Two Nigerian Professors Elected Into The American Academy of Arts and Science

Two Nigerian professors have been elected into the American Academy of Arts and Science. They are Professor Jacob K. Olupona of the Harvard Divinity School and Dr. Muhammed Pate of Harvard T. H. Chan School of Public Health.

Pate, who was Nigeria’s former Minister of State for Health, is a Professor of the Practice of Public Health Leadership in the Department of Global Health and Population at Harvard University. He once served as the Global Director for Health, Nutrition and Population as well as Director of the Global Financing Facility for Women, Children and Adolescents, GFF, at the World Bank.

Olupona, a professor of African Religious Traditions as well as African and African- American Studies, was elected under the category of the study of religion.

In her congratulatory message to Olupona, Claudine Gay, Harvard’s  Edgerley Family Dean  of the Faculty of Arts and Science  said the honour, which was richly deserved,  was in recognition of his outstanding contributions to his discipline and to society at large.

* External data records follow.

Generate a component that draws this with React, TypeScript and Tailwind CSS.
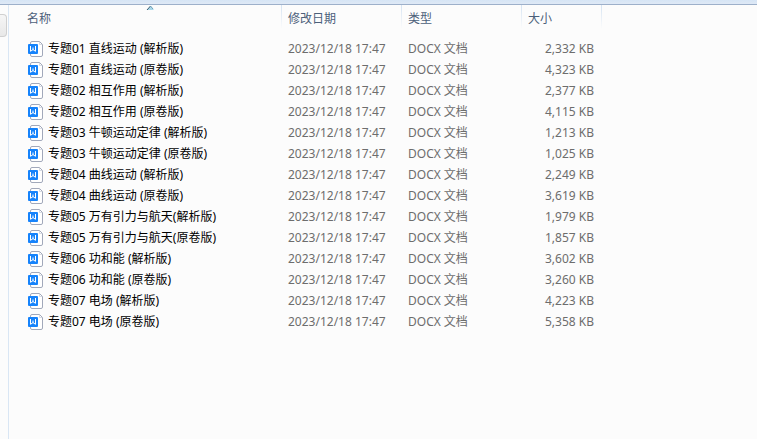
type FileEntry = {
    name: string;
    size: string;
};

const MODIFIED = "2023/12/18 17:47";
const FILE_TYPE = "DOCX 文档";

const files: FileEntry[] = [
    { name: "专题01 直线运动 (解析版)", size: "2,332 KB" },
    { name: "专题01 直线运动 (原卷版)", size: "4,323 KB" },
    { name: "专题02 相互作用 (解析版)", size: "2,377 KB" },
    { name: "专题02 相互作用 (原卷版)", size: "4,115 KB" },
    { name: "专题03 牛顿运动定律 (解析版)", size: "1,213 KB" },
    { name: "专题03 牛顿运动定律 (原卷版)", size: "1,025 KB" },
    { name: "专题04 曲线运动 (解析版)", size: "2,249 KB" },
    { name: "专题04 曲线运动 (原卷版)", size: "3,619 KB" },
    { name: "专题05 万有引力与航天(解析版)", size: "1,979 KB" },
    { name: "专题05 万有引力与航天(原卷版)", size: "1,857 KB" },
    { name: "专题06 功和能 (解析版)", size: "3,602 KB" },
    { name: "专题06 功和能 (原卷版)", size: "3,260 KB" },
    { name: "专题07 电场 (解析版)", size: "4,223 KB" },
    { name: "专题07 电场 (原卷版)", size: "5,358 KB" },
];

function DocIcon() {
    return (
        <svg className="size-4 shrink-0" viewBox="0 0 16 16" fill="none" aria-hidden="true">
            <path
                d="M2.5 3V2Q2.5.5 4 .5H11.5L14.5 3.5V14Q14.5 15.5 13 15.5H4Q2.5 15.5 2.5 14Z"
                fill="#fff"
                stroke="#a1a8ba"
            />
            <path d="M11.5 1V3.5H14" stroke="#d5d9e2" />
            <rect x="0" y="3" width="10" height="10" rx="1" fill="#1683fb" />
            <path d="M2.5 5V10.3L5 8.6L7.5 10.3V5M5 6.5V8.8" stroke="#fff" />
        </svg>
    );
}

function SortArrow() {
    return (
        <svg className="absolute top-px left-1/2 h-1 w-2" viewBox="0 0 8 4" aria-hidden="true">
            <path d="M4.5 0L8 4H1Z" fill="#a9d8ea" />
            <path d="M4.5 0L1 4" stroke="#3c5e72" />
            <path d="M4.5 0L7 3" stroke="#6f9db5" />
        </svg>
    );
}

function ColumnHeader({ label, sorted }: { label: string; sorted?: boolean }) {
    return (
        <th
            scope="col"
            aria-sort={sorted ? "ascending" : undefined}
            className="relative h-[33px] p-0 align-top font-normal"
        >
            <button
                type="button"
                className={
                    sorted
                        ? "flex h-6 w-full items-center pt-1 pl-[18px] text-left"
                        : "flex h-6 w-full items-center pt-1 pl-1.5 text-left"
                }
            >
                {label}
            </button>
            {sorted && <SortArrow />}
            <span className="absolute top-0 right-0 h-6 w-px bg-linear-to-b from-[#d5e3f2] to-[#fcfcfc]" />
        </th>
    );
}

export default function App() {
    return (
        <div className="flex min-h-screen flex-col bg-[#fcfcfc] font-['Noto_Sans','Noto_Sans_CJK_SC',sans-serif] text-xs">
            <div className="h-[5px] border-b border-[#9db0ca] bg-linear-to-b from-[#d6e5f5] to-[#dfe9f6]" />
            <div className="flex flex-1">
                <aside className="w-[9px] shrink-0 border-r border-[#d9e6f4] pt-[9px]">
                    <button
                        type="button"
                        aria-label="导航窗格"
                        className="block h-[23px] w-[7px] rounded-r-sm border border-l-0 border-[#d0d0d0] bg-linear-to-b from-[#f6f6f6] to-[#e8e8e8]"
                    />
                </aside>
                <main className="flex-1">
                    <table className="w-[593px] table-fixed border-collapse">
                        <colgroup>
                            <col className="w-[273px]" />
                            <col className="w-[120px]" />
                            <col className="w-[120px]" />
                            <col className="w-[80px]" />
                        </colgroup>
                        <thead className="text-[#4c607a]">
                            <tr>
                                <ColumnHeader label="名称" sorted />
                                <ColumnHeader label="修改日期" />
                                <ColumnHeader label="类型" />
                                <ColumnHeader label="大小" />
                            </tr>
                        </thead>
                        <tbody className="whitespace-nowrap text-[#6d6d6d]">
                            {files.map((file) => (
                                <tr key={file.name} className="h-[21px]">
                                    <td className="p-0 pl-[19px] text-black">
                                        <div className="flex items-center gap-1">
                                            <DocIcon />
                                            <span>{file.name}</span>
                                        </div>
                                    </td>
                                    <td className="p-0 pl-1.5">{MODIFIED}</td>
                                    <td className="p-0 pl-1.5">{FILE_TYPE}</td>
                                    <td className="p-0 pr-2 text-right">{file.size}</td>
                                </tr>
                            ))}
                        </tbody>
                    </table>
                </main>
            </div>
        </div>
    );
}
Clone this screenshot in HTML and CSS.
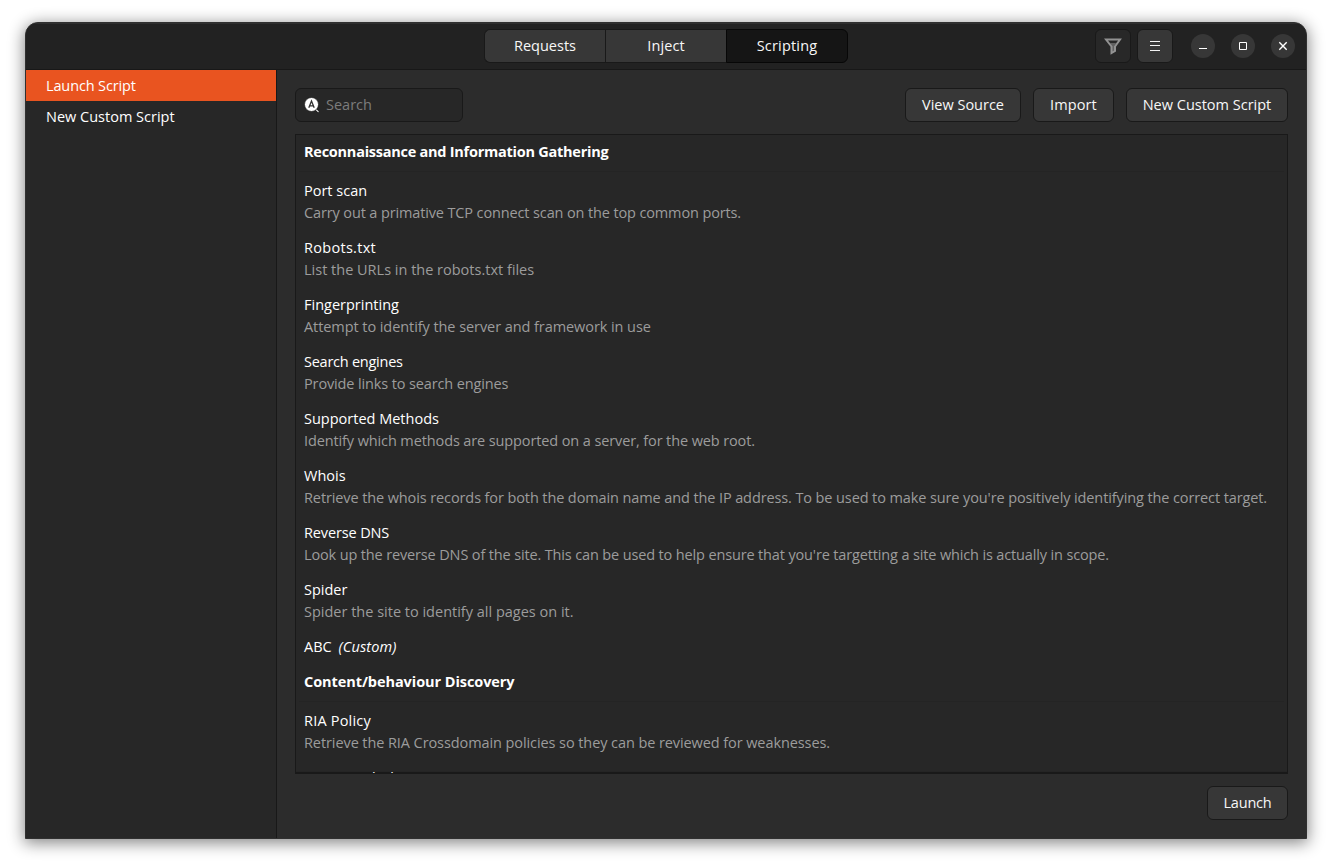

“This is a singular honor in recognition of your outstanding contributions to your discipline and to society at large, and one that is richly deserved. With a history dating back to its establishment by John Adams, James Bowdoin, John Hancock and others, the Academy has a long and illustrious tradition of projects and studies that advance the public good.

“I am sure that with you as one of its new members the American Academy will continue in the best way possible its research on the emerging problems that face our society today.

“Although those challenges are perhaps somewhat different from those addressed by the 18th-century founders, I know that you will bring to your membership the same penetrating independent insight and analysis those scholars epitomized and envisioned many years ago,” Gay wrote.

Olupona, who joined the Faculty of Divinity and the Faculty of Arts and Sciences in 2006, is a noted scholar of indigenous African religions. He was educated at the University of Nigeria and Boston University, where he had his M.A  and PhD.

His current research focuses on the religious practices of the estimated one million Africans who have emigrated to the United States over the last 40 years, examining in particular several populations that remain relatively invisible in the American religious landscape: “reverse missionaries” who have come to the United States to establish churches, African Pentecostals in American congregations, American branches of independent African churches, and indigenous African religious communities in the United States.

His earlier research ranged across African spirituality and ritual practices, spirit possession, Pentecostalism, Yoruba festivals, animal symbolism, icons, phenomenology, and religious pluralism in Africa and the Americas.

In his book, “City of 201 Gods: Ilé-Ifè in Time, Space, and the Imagination”, he examines the modern urban mixing of ritual, royalty, gender, class, and power, and how the structure, content, and meaning of religious beliefs and practices permeate daily life.

His other books include “Òrìsà Devotion as World Religion: The Globalization of Yorùbá Religious Culture”, co-edited with Terry Rey, and “Kingship, Religion, and Rituals in a Nigerian Community: A Phenomenological Study of Ondo Yoruba Festivals”, which has become a model for ethnographic research among Yoruba-speaking communities. In 2012, he was named one of Harvard’s Walter Channing Cabot Fellows, for distinguished publications.

Olupona has received grants from the Guggenheim Foundation, the American Philosophical Society, the Ford Foundation, the Davis Humanities Institute, the Rockefeller Foundation, the Wenner-Gren Foundation, and the Getty Foundation.

He has served on the editorial boards of three influential journals and as president of the African Association for the Study of Religion.

In 2000, Olupona received an honorary doctorate in divinity from the University of Edinburgh in Scotland, and in 2007 he received the Nigerian National Order of Merit, Nigeria’s  prestigious award given each year for intellectual accomplishment in the four areas of science, medicine, engineering/technology, and humanities. In 2018 he received the Martin E. Marty Award for the Public Understanding of Religion.

Pate, on his part, was educated at the Ahmadu Bello University, Duke University and University College London. His appointment as a Minister of State for Health in July 2011 followed his role  as the Executive Director of the National Primary Health Care Development Agency in Abuja. He resigned his ministerial position in 24 July 2013 to take up the position of Professor in Duke University’s Global Health Institute,

On Tuesday, 11 October 2022, Pate, alongside  Dr. Ngozi Okonjo-Iweala and Dr  Amina J. Mohammed were conferred with Nigeria’s national honours. Pate was conferred with Commander of the Order of the Niger (CON). Earlier in 2019, Pate was appointed Julio Frenk Professor of Public Health Leadership at the Harvard T. H. Chan School of Public Health.